A jury on Tuesday sentenced Dylann Roof to death over the 2015 murders of nine black people at Emanuel African Methodist Episcopal Church in Charleston, South Carolina.
The 12-member panel, three black jurors and nine white jurors, that found the 22-year-old Roof guilty of hate crimes in the June 17, 2015, attack reached the death penalty verdict after less than three hours of deliberation. Testimony in Roof's sentencing trial lasted four days.
Jurors could have voted to give him life in prison without parole, according to the instructions they were given by U.S. District Court Judge Richard Gergel. Roof must now be formally sentenced by Gergel, in a separate court proceeding scheduled for Wednesday morning.
Former North Carolina state senator Malcolm Graham, brother of church shooting victim Cynthia Hurd, responded to the verdict via Twitter shortly after it was announced.
In December, the jury found Roof guilty on all 33 federal charges filed against him, including hate crimes resulting in death, obstructing the exercise of religion and firearms-related offenses. Roof represented himself during the sentencing proceedings, and aside from a brief closing argument Tuesday, he declined to call witnesses or present evidence that would have saved his life.
Roof's defense team, which was sideline in an advisory role for the penalty face, expressed sympathy for their client's victims' families. "We are sorry that, despite our best efforts, the legal proceedings have shed so little light on the reasons for this tragedy," Roof's lawyers said in a statement.
In a separate statement, the convicted killer's family offered its prayers to Emanuel AME and Charleston residents. "We are Dylann Roof's family. We will always love Dylann," they said in the statement. "We will struggle as long as we live to understand why he committed this horrible attack, which caused so much pain to so many good people."
Attorney General Loretta Lynch, who announced the government's intention to prosecute Roof in July 2015, said the jury had "rendered a verdict that will hold him accountable for his choices."
"No verdict can bring back the nine we lost that day at Mother Emanuel," Lynch said in a statement released after the verdict. "But we hope that the completion of the prosecution provides the people of Charleston – and the people of our nation – with a measure of closure."
Sen. Tim Scott, R-S.C., tweeted a statement after the verdict was announced Tuesday.
The tragedy shattered notions about how far the U.S. had moved from the legacy of slavery and white supremacy, and raised questions about Roof's radicalization into violent white nationalist ideology. It also prompted the permanent lowering of the Confederate battle flag — a banner widely seen to represent racial intolerance — which had flown atop the South Carolina statehouse.

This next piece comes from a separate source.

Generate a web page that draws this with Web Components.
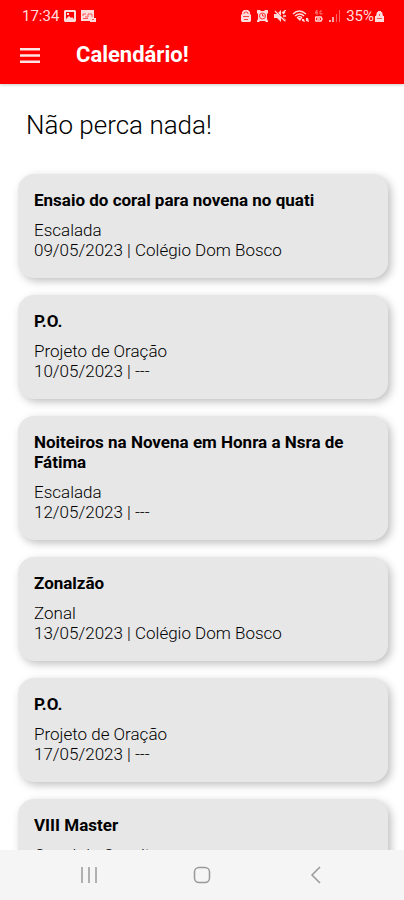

Roof has also been charged for the shooting in state court. But a trial, previously scheduled to begin on Jan. 17, has been delayed indefinitely by Judge J.C. Nicholson, WCSC reported Thursday. In a statement, state prosecutor Scarlett Wilson said her office's plans to prosecute the case "have not changed."
"We have been closely monitoring and in constant consultation with the federal prosecutors who have done an outstanding job in the Roof case," Wilson said in the statement, according to WCSC.
Jan. 10, 2017, 6:08 p.m. Eastern: This story has been updated.